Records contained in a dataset
□ □ □ □
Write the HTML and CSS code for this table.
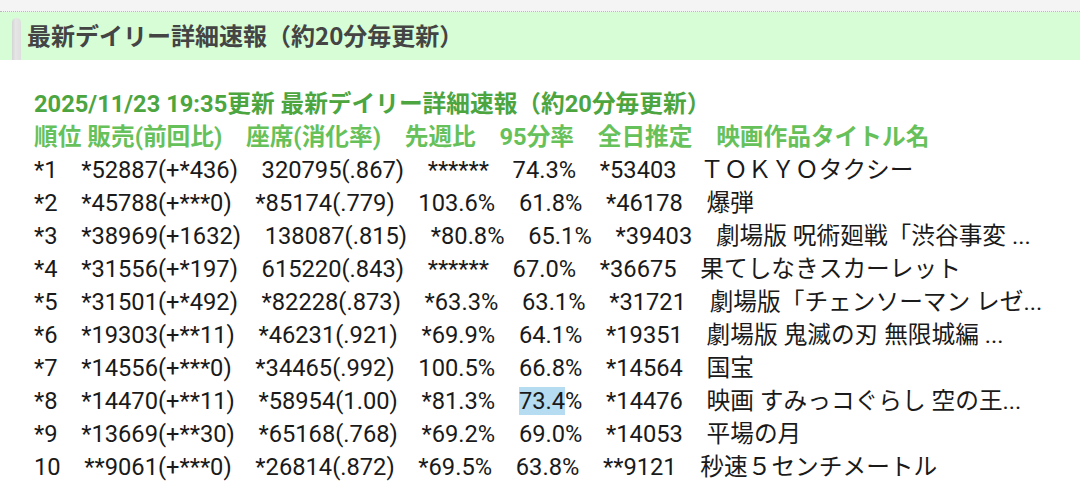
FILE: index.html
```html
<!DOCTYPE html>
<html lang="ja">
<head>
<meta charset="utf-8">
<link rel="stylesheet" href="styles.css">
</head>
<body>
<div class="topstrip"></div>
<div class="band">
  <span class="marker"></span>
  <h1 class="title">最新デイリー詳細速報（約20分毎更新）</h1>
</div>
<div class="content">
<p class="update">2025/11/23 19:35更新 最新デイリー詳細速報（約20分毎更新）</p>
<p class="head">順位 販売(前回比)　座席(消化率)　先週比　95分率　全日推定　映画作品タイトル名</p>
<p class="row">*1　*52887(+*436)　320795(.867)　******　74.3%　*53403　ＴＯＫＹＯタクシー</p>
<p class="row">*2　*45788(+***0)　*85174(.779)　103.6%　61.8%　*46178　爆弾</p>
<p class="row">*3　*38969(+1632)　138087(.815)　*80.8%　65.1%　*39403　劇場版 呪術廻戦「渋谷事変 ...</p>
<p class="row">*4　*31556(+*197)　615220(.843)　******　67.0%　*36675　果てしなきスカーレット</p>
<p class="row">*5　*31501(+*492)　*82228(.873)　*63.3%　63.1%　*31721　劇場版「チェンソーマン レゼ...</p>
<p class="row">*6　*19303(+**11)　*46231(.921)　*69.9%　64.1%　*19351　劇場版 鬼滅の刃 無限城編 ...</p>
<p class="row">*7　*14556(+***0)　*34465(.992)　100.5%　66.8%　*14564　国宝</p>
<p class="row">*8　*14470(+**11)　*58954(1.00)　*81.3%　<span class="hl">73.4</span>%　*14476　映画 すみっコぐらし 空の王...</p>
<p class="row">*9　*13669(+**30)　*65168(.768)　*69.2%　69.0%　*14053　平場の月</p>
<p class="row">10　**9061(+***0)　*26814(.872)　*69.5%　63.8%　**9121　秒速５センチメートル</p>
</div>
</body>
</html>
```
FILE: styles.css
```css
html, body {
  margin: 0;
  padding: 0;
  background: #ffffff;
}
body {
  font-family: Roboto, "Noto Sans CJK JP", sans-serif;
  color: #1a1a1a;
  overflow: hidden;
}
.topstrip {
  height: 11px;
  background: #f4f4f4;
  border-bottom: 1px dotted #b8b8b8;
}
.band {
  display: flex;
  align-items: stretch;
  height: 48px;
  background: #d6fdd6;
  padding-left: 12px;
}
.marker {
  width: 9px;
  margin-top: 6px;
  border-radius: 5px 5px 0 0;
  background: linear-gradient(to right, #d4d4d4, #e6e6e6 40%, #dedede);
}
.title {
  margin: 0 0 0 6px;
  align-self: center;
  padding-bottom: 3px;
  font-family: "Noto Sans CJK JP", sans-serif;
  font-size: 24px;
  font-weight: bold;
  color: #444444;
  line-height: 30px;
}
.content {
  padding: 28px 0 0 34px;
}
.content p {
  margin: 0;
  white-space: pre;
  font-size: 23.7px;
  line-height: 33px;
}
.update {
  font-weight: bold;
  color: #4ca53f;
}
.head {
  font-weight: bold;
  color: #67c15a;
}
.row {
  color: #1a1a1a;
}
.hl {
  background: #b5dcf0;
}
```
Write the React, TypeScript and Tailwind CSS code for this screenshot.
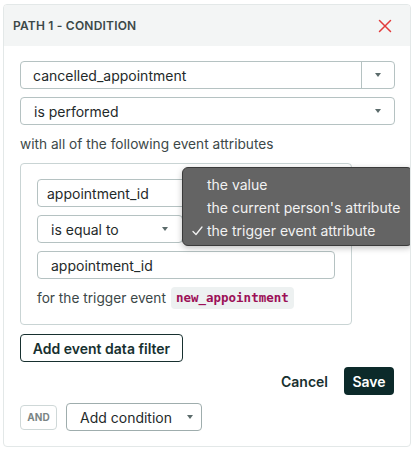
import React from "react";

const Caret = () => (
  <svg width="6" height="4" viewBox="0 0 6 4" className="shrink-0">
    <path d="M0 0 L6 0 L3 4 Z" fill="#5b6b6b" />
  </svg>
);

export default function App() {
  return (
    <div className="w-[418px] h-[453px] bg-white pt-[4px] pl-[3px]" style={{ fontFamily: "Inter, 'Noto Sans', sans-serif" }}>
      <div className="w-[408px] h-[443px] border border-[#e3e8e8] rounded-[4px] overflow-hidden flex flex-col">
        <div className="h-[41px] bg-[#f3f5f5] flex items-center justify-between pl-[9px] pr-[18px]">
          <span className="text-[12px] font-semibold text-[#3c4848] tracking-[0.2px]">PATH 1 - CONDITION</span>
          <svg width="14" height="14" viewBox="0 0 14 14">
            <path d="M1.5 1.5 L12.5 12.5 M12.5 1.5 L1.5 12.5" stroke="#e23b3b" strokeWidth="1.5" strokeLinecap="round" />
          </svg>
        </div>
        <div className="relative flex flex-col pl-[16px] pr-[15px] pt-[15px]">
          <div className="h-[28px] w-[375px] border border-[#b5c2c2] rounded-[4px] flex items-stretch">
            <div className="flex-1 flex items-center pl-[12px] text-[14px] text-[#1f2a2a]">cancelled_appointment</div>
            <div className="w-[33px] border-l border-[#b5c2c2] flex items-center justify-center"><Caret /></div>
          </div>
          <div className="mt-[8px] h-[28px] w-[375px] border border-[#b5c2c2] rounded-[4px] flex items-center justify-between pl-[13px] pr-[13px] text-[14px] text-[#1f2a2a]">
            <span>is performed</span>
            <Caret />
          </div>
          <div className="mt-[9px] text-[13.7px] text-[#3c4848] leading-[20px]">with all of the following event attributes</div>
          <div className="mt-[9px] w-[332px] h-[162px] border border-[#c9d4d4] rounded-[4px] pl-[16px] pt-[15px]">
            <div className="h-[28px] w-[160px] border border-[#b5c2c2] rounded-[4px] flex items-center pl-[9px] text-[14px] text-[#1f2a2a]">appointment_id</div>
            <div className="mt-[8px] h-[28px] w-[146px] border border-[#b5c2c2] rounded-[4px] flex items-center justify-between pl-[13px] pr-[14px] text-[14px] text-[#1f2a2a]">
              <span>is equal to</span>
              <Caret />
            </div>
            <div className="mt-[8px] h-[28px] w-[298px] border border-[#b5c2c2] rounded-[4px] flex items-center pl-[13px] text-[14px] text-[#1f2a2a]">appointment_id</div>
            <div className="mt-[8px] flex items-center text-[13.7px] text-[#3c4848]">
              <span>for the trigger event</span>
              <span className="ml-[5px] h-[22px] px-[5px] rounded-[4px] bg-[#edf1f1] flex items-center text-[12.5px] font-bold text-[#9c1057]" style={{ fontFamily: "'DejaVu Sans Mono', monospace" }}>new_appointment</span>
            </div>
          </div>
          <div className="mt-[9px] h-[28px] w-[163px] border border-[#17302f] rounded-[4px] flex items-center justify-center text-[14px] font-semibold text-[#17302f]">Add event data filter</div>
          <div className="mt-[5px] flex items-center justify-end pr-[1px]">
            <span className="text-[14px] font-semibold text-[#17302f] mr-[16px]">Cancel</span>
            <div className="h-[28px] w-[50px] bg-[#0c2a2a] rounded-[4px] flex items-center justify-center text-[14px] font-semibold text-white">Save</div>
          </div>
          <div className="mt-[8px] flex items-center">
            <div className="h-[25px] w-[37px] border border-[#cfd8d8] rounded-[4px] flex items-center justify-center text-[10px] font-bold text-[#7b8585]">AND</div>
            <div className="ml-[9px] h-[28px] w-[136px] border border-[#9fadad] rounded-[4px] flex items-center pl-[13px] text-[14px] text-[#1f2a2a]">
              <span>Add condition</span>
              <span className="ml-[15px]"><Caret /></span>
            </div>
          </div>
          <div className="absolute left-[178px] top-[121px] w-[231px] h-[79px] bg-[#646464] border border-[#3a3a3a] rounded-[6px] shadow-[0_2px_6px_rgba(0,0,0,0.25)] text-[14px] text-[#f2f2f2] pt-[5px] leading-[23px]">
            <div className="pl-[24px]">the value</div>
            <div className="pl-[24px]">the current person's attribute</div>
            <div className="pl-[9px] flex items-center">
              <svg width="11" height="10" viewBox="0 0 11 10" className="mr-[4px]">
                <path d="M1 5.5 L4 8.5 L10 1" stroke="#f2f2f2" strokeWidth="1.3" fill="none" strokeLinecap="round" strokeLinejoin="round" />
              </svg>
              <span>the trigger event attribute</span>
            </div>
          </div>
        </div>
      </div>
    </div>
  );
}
□ □ □ □
Task requirements:
Copy the records above exactly, leaving out every picture.

Answer below:
Write the HTML and CSS code for this table.
FILE: index.html
```html
<!DOCTYPE html>
<html lang="ja">
<head>
<meta charset="utf-8">
<link rel="stylesheet" href="styles.css">
</head>
<body>
<div class="topstrip"></div>
<div class="band">
  <span class="marker"></span>
  <h1 class="title">最新デイリー詳細速報（約20分毎更新）</h1>
</div>
<div class="content">
<p class="update">2025/11/23 19:35更新 最新デイリー詳細速報（約20分毎更新）</p>
<p class="head">順位 販売(前回比)　座席(消化率)　先週比　95分率　全日推定　映画作品タイトル名</p>
<p class="row">*1　*52887(+*436)　320795(.867)　******　74.3%　*53403　ＴＯＫＹＯタクシー</p>
<p class="row">*2　*45788(+***0)　*85174(.779)　103.6%　61.8%　*46178　爆弾</p>
<p class="row">*3　*38969(+1632)　138087(.815)　*80.8%　65.1%　*39403　劇場版 呪術廻戦「渋谷事変 ...</p>
<p class="row">*4　*31556(+*197)　615220(.843)　******　67.0%　*36675　果てしなきスカーレット</p>
<p class="row">*5　*31501(+*492)　*82228(.873)　*63.3%　63.1%　*31721　劇場版「チェンソーマン レゼ...</p>
<p class="row">*6　*19303(+**11)　*46231(.921)　*69.9%　64.1%　*19351　劇場版 鬼滅の刃 無限城編 ...</p>
<p class="row">*7　*14556(+***0)　*34465(.992)　100.5%　66.8%　*14564　国宝</p>
<p class="row">*8　*14470(+**11)　*58954(1.00)　*81.3%　<span class="hl">73.4</span>%　*14476　映画 すみっコぐらし 空の王...</p>
<p class="row">*9　*13669(+**30)　*65168(.768)　*69.2%　69.0%　*14053　平場の月</p>
<p class="row">10　**9061(+***0)　*26814(.872)　*69.5%　63.8%　**9121　秒速５センチメートル</p>
</div>
</body>
</html>
```
FILE: styles.css
```css
html, body {
  margin: 0;
  padding: 0;
  background: #ffffff;
}
body {
  font-family: Roboto, "Noto Sans CJK JP", sans-serif;
  color: #1a1a1a;
  overflow: hidden;
}
.topstrip {
  height: 11px;
  background: #f4f4f4;
  border-bottom: 1px dotted #b8b8b8;
}
.band {
  display: flex;
  align-items: stretch;
  height: 48px;
  background: #d6fdd6;
  padding-left: 12px;
}
.marker {
  width: 9px;
  margin-top: 6px;
  border-radius: 5px 5px 0 0;
  background: linear-gradient(to right, #d4d4d4, #e6e6e6 40%, #dedede);
}
.title {
  margin: 0 0 0 6px;
  align-self: center;
  padding-bottom: 3px;
  font-family: "Noto Sans CJK JP", sans-serif;
  font-size: 24px;
  font-weight: bold;
  color: #444444;
  line-height: 30px;
}
.content {
  padding: 28px 0 0 34px;
}
.content p {
  margin: 0;
  white-space: pre;
  font-size: 23.7px;
  line-height: 33px;
}
.update {
  font-weight: bold;
  color: #4ca53f;
}
.head {
  font-weight: bold;
  color: #67c15a;
}
.row {
  color: #1a1a1a;
}
.hl {
  background: #b5dcf0;
}
```
Write the React, TypeScript and Tailwind CSS code for this screenshot.
import React from "react";

const Caret = () => (
  <svg width="6" height="4" viewBox="0 0 6 4" className="shrink-0">
    <path d="M0 0 L6 0 L3 4 Z" fill="#5b6b6b" />
  </svg>
);

export default function App() {
  return (
    <div className="w-[418px] h-[453px] bg-white pt-[4px] pl-[3px]" style={{ fontFamily: "Inter, 'Noto Sans', sans-serif" }}>
      <div className="w-[408px] h-[443px] border border-[#e3e8e8] rounded-[4px] overflow-hidden flex flex-col">
        <div className="h-[41px] bg-[#f3f5f5] flex items-center justify-between pl-[9px] pr-[18px]">
          <span className="text-[12px] font-semibold text-[#3c4848] tracking-[0.2px]">PATH 1 - CONDITION</span>
          <svg width="14" height="14" viewBox="0 0 14 14">
            <path d="M1.5 1.5 L12.5 12.5 M12.5 1.5 L1.5 12.5" stroke="#e23b3b" strokeWidth="1.5" strokeLinecap="round" />
          </svg>
        </div>
        <div className="relative flex flex-col pl-[16px] pr-[15px] pt-[15px]">
          <div className="h-[28px] w-[375px] border border-[#b5c2c2] rounded-[4px] flex items-stretch">
            <div className="flex-1 flex items-center pl-[12px] text-[14px] text-[#1f2a2a]">cancelled_appointment</div>
            <div className="w-[33px] border-l border-[#b5c2c2] flex items-center justify-center"><Caret /></div>
          </div>
          <div className="mt-[8px] h-[28px] w-[375px] border border-[#b5c2c2] rounded-[4px] flex items-center justify-between pl-[13px] pr-[13px] text-[14px] text-[#1f2a2a]">
            <span>is performed</span>
            <Caret />
          </div>
          <div className="mt-[9px] text-[13.7px] text-[#3c4848] leading-[20px]">with all of the following event attributes</div>
          <div className="mt-[9px] w-[332px] h-[162px] border border-[#c9d4d4] rounded-[4px] pl-[16px] pt-[15px]">
            <div className="h-[28px] w-[160px] border border-[#b5c2c2] rounded-[4px] flex items-center pl-[9px] text-[14px] text-[#1f2a2a]">appointment_id</div>
            <div className="mt-[8px] h-[28px] w-[146px] border border-[#b5c2c2] rounded-[4px] flex items-center justify-between pl-[13px] pr-[14px] text-[14px] text-[#1f2a2a]">
              <span>is equal to</span>
              <Caret />
            </div>
            <div className="mt-[8px] h-[28px] w-[298px] border border-[#b5c2c2] rounded-[4px] flex items-center pl-[13px] text-[14px] text-[#1f2a2a]">appointment_id</div>
            <div className="mt-[8px] flex items-center text-[13.7px] text-[#3c4848]">
              <span>for the trigger event</span>
              <span className="ml-[5px] h-[22px] px-[5px] rounded-[4px] bg-[#edf1f1] flex items-center text-[12.5px] font-bold text-[#9c1057]" style={{ fontFamily: "'DejaVu Sans Mono', monospace" }}>new_appointment</span>
            </div>
          </div>
          <div className="mt-[9px] h-[28px] w-[163px] border border-[#17302f] rounded-[4px] flex items-center justify-center text-[14px] font-semibold text-[#17302f]">Add event data filter</div>
          <div className="mt-[5px] flex items-center justify-end pr-[1px]">
            <span className="text-[14px] font-semibold text-[#17302f] mr-[16px]">Cancel</span>
            <div className="h-[28px] w-[50px] bg-[#0c2a2a] rounded-[4px] flex items-center justify-center text-[14px] font-semibold text-white">Save</div>
          </div>
          <div className="mt-[8px] flex items-center">
            <div className="h-[25px] w-[37px] border border-[#cfd8d8] rounded-[4px] flex items-center justify-center text-[10px] font-bold text-[#7b8585]">AND</div>
            <div className="ml-[9px] h-[28px] w-[136px] border border-[#9fadad] rounded-[4px] flex items-center pl-[13px] text-[14px] text-[#1f2a2a]">
              <span>Add condition</span>
              <span className="ml-[15px]"><Caret /></span>
            </div>
          </div>
          <div className="absolute left-[178px] top-[121px] w-[231px] h-[79px] bg-[#646464] border border-[#3a3a3a] rounded-[6px] shadow-[0_2px_6px_rgba(0,0,0,0.25)] text-[14px] text-[#f2f2f2] pt-[5px] leading-[23px]">
            <div className="pl-[24px]">the value</div>
            <div className="pl-[24px]">the current person's attribute</div>
            <div className="pl-[9px] flex items-center">
              <svg width="11" height="10" viewBox="0 0 11 10" className="mr-[4px]">
                <path d="M1 5.5 L4 8.5 L10 1" stroke="#f2f2f2" strokeWidth="1.3" fill="none" strokeLinecap="round" strokeLinejoin="round" />
              </svg>
              <span>the trigger event attribute</span>
            </div>
          </div>
        </div>
      </div>
    </div>
  );
}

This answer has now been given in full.